-- Provided data --
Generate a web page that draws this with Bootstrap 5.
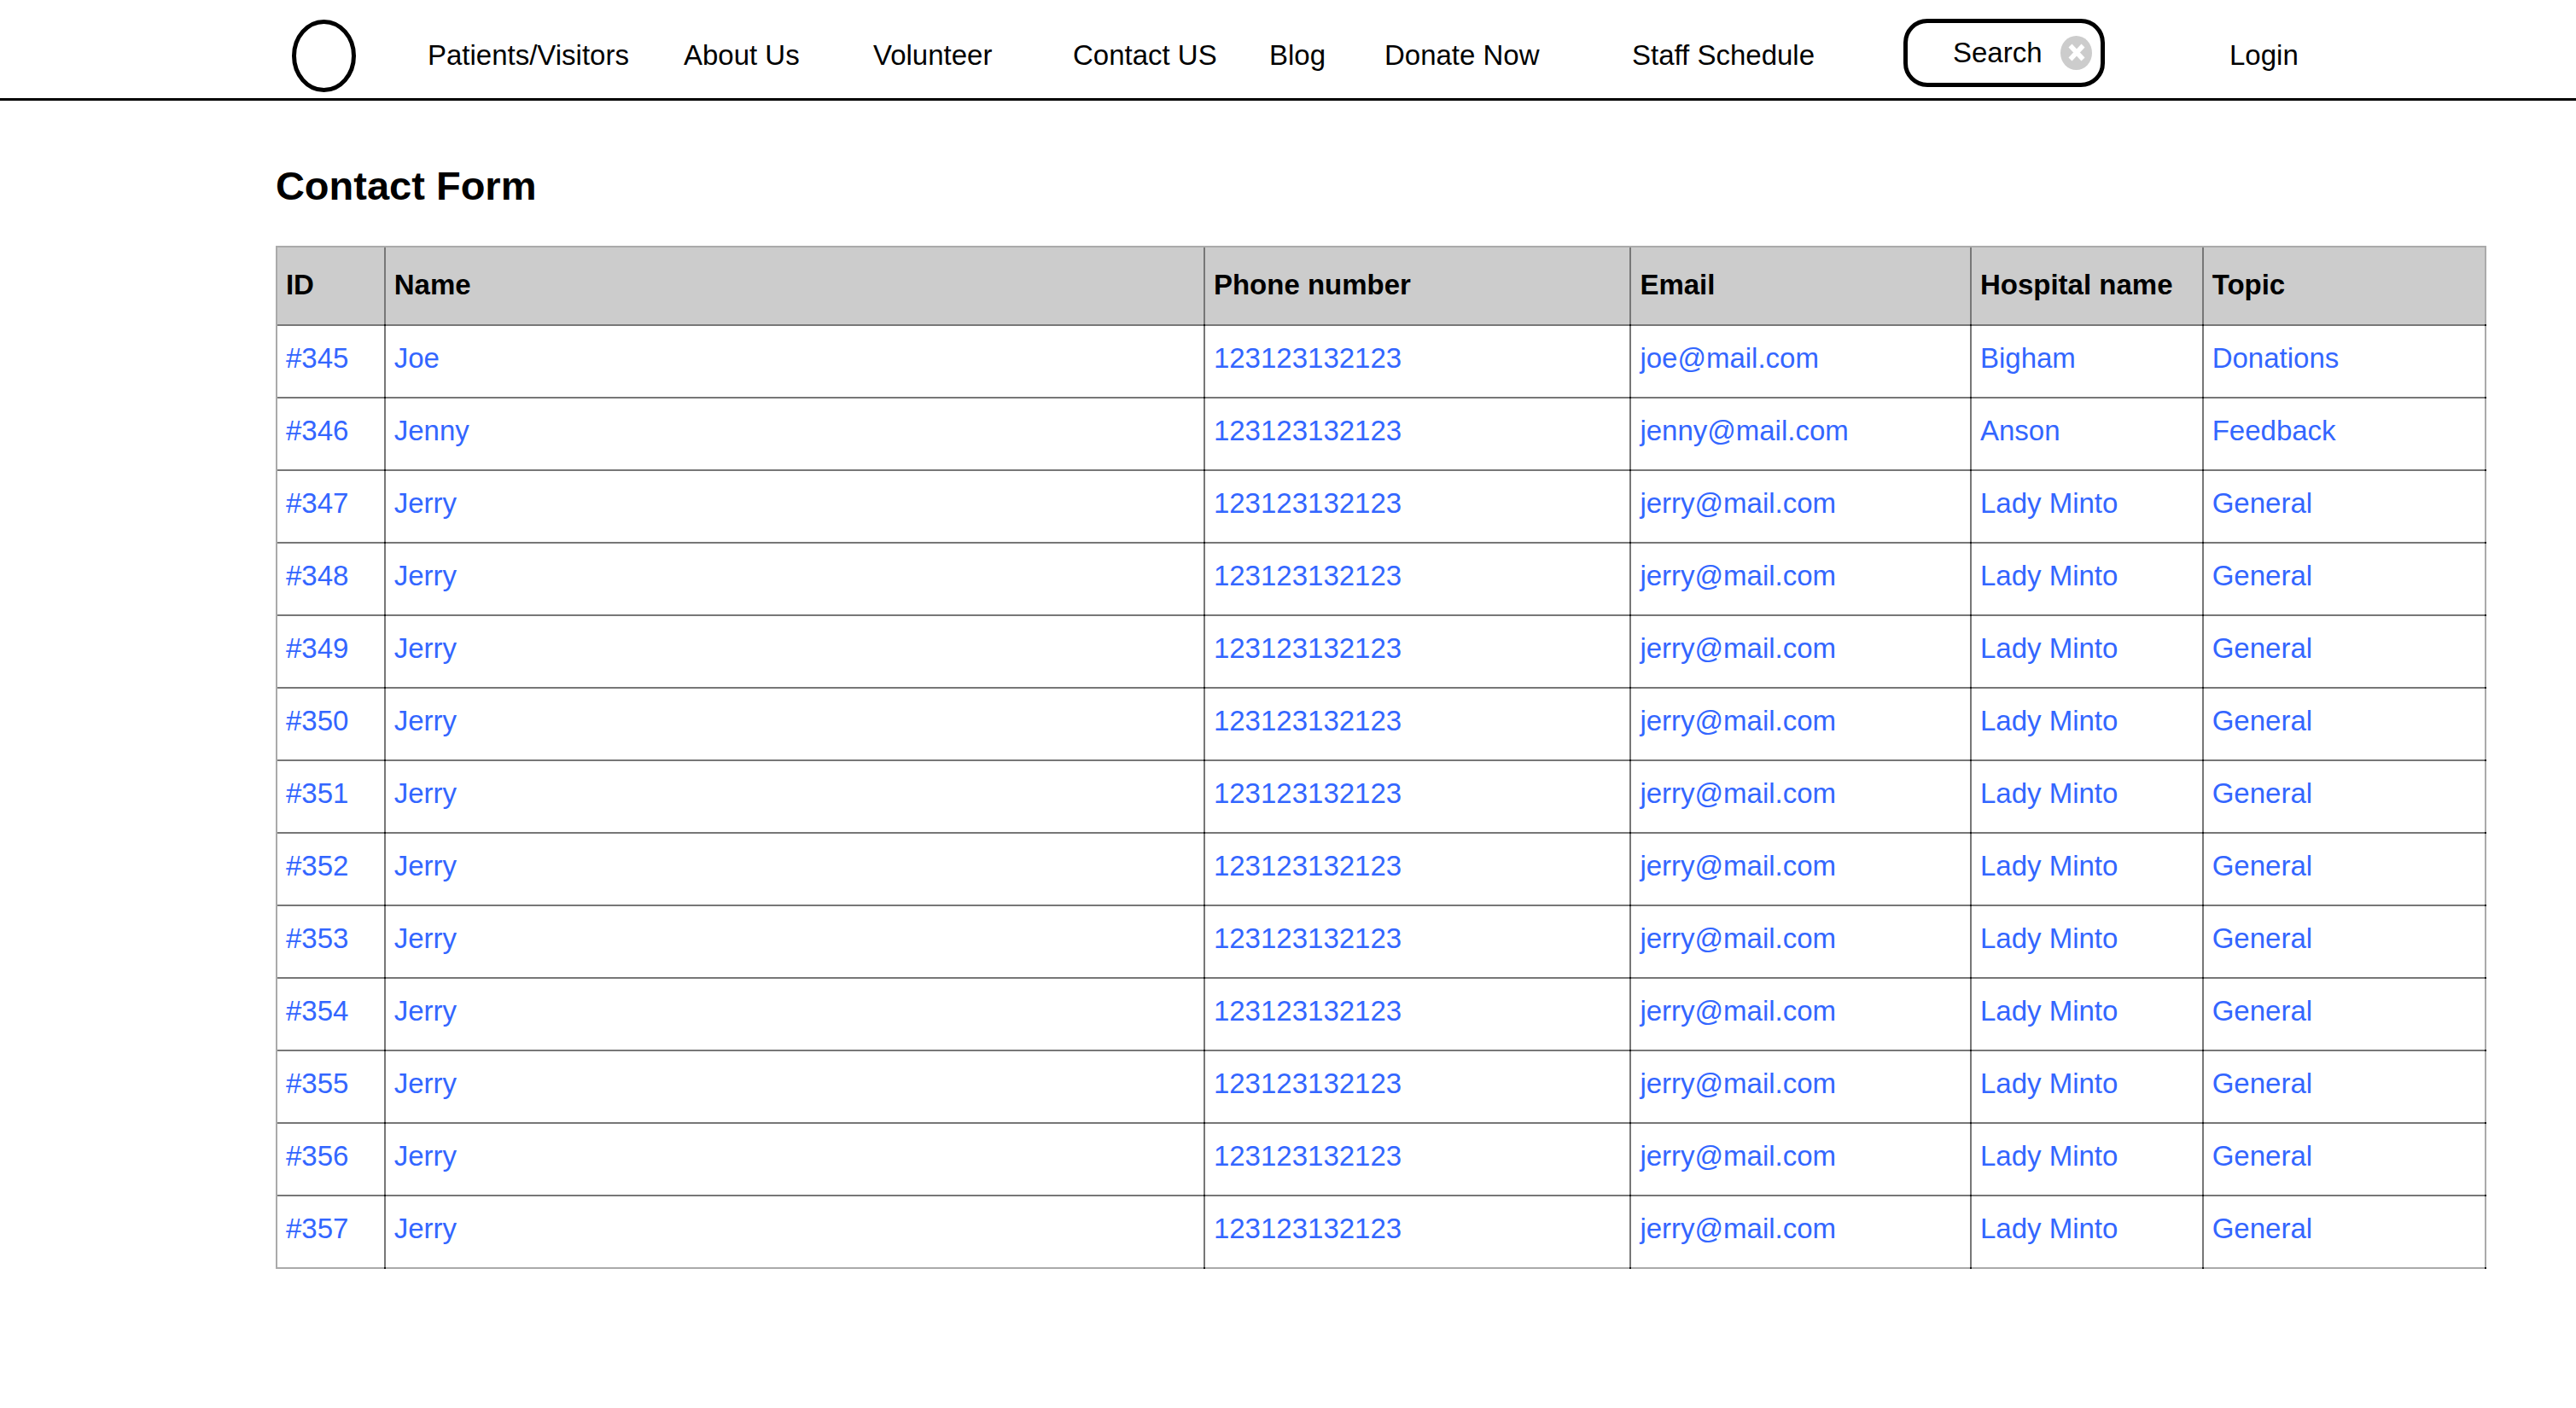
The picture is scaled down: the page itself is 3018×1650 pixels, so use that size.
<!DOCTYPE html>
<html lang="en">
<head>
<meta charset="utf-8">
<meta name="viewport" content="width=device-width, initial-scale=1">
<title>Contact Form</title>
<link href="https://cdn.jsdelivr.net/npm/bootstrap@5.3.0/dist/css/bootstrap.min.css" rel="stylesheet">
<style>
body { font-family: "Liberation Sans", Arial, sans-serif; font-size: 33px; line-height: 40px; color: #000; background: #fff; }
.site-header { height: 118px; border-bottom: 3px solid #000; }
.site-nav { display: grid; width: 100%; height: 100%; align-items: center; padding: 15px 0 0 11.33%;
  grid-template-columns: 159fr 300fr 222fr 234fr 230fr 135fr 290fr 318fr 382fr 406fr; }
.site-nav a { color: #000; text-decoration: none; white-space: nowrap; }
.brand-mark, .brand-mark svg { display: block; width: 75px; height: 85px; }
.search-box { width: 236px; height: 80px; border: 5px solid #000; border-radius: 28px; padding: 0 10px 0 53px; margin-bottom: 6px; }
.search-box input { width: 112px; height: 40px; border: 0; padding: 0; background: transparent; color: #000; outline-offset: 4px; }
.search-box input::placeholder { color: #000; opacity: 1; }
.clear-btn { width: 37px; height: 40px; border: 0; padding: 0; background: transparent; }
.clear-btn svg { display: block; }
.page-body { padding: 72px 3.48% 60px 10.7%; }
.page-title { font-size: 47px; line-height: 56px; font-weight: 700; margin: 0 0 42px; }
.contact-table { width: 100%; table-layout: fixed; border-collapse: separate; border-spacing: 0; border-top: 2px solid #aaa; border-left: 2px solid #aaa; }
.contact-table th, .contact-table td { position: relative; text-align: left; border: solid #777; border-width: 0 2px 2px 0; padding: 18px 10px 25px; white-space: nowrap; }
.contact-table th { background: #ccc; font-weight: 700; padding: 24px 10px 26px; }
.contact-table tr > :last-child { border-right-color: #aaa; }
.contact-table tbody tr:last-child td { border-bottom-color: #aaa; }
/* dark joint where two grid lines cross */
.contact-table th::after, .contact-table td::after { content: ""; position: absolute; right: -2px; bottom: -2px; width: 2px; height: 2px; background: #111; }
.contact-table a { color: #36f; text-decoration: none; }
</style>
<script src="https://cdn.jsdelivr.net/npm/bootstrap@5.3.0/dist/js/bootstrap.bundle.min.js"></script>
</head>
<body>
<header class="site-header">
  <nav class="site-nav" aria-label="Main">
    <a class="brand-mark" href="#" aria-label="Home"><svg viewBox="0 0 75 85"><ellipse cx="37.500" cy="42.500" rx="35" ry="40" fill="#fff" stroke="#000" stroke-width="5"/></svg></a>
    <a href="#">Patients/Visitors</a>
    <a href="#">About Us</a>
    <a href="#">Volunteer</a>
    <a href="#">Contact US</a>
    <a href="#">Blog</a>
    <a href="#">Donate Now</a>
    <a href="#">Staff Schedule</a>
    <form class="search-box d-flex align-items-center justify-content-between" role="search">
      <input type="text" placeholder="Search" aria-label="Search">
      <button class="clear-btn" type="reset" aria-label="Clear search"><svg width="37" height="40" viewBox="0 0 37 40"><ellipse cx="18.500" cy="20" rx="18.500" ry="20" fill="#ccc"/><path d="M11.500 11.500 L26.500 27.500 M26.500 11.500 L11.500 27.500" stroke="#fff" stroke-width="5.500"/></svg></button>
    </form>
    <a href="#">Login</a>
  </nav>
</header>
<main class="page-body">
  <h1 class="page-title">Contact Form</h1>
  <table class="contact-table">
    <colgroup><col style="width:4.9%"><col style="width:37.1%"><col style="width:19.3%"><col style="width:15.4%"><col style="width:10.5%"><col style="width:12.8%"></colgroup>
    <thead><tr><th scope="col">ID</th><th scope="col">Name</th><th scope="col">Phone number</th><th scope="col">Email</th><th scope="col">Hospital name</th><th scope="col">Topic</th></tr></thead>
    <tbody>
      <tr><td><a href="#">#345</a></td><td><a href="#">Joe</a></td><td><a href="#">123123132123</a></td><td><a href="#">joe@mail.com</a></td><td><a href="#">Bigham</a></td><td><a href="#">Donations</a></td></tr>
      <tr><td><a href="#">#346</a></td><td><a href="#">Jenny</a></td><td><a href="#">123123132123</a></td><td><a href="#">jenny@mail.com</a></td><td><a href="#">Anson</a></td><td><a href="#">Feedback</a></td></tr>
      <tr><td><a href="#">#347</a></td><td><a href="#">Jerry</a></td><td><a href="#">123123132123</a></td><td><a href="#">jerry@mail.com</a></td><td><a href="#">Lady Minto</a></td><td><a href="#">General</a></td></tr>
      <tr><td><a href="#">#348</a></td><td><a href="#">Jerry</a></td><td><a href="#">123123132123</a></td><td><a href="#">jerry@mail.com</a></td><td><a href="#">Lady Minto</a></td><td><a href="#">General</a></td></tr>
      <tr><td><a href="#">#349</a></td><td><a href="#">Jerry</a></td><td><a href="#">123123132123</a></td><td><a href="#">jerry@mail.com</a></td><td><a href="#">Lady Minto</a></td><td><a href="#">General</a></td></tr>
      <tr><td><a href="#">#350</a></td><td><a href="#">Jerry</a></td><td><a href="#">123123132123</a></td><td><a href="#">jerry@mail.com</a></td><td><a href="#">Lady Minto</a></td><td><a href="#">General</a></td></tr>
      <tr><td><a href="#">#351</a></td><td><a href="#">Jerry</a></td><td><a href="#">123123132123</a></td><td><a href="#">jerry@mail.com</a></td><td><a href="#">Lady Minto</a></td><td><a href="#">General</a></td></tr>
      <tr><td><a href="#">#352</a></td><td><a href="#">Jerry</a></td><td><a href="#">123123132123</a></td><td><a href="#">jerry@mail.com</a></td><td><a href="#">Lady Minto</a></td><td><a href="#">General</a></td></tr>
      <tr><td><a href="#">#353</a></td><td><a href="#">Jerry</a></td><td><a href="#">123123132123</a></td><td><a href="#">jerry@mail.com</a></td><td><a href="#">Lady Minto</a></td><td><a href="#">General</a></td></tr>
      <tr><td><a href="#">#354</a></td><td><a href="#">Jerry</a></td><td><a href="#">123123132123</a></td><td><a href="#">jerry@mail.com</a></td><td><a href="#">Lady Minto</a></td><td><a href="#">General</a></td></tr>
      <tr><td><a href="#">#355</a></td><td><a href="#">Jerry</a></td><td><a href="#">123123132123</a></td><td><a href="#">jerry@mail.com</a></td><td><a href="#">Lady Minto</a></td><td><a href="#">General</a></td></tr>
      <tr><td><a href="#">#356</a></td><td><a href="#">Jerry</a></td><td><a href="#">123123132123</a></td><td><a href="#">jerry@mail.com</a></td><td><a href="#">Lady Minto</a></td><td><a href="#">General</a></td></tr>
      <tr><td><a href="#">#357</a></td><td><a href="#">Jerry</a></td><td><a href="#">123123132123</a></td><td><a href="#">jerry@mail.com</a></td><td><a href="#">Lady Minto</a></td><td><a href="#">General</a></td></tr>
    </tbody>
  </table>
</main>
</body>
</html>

-- Stated task --
Using the material above, copy every line in which the string "that" occurs.

-- Exercise response --
Generate a web page that draws this with Bootstrap 5.
The picture is scaled down: the page itself is 3018×1650 pixels, so use that size.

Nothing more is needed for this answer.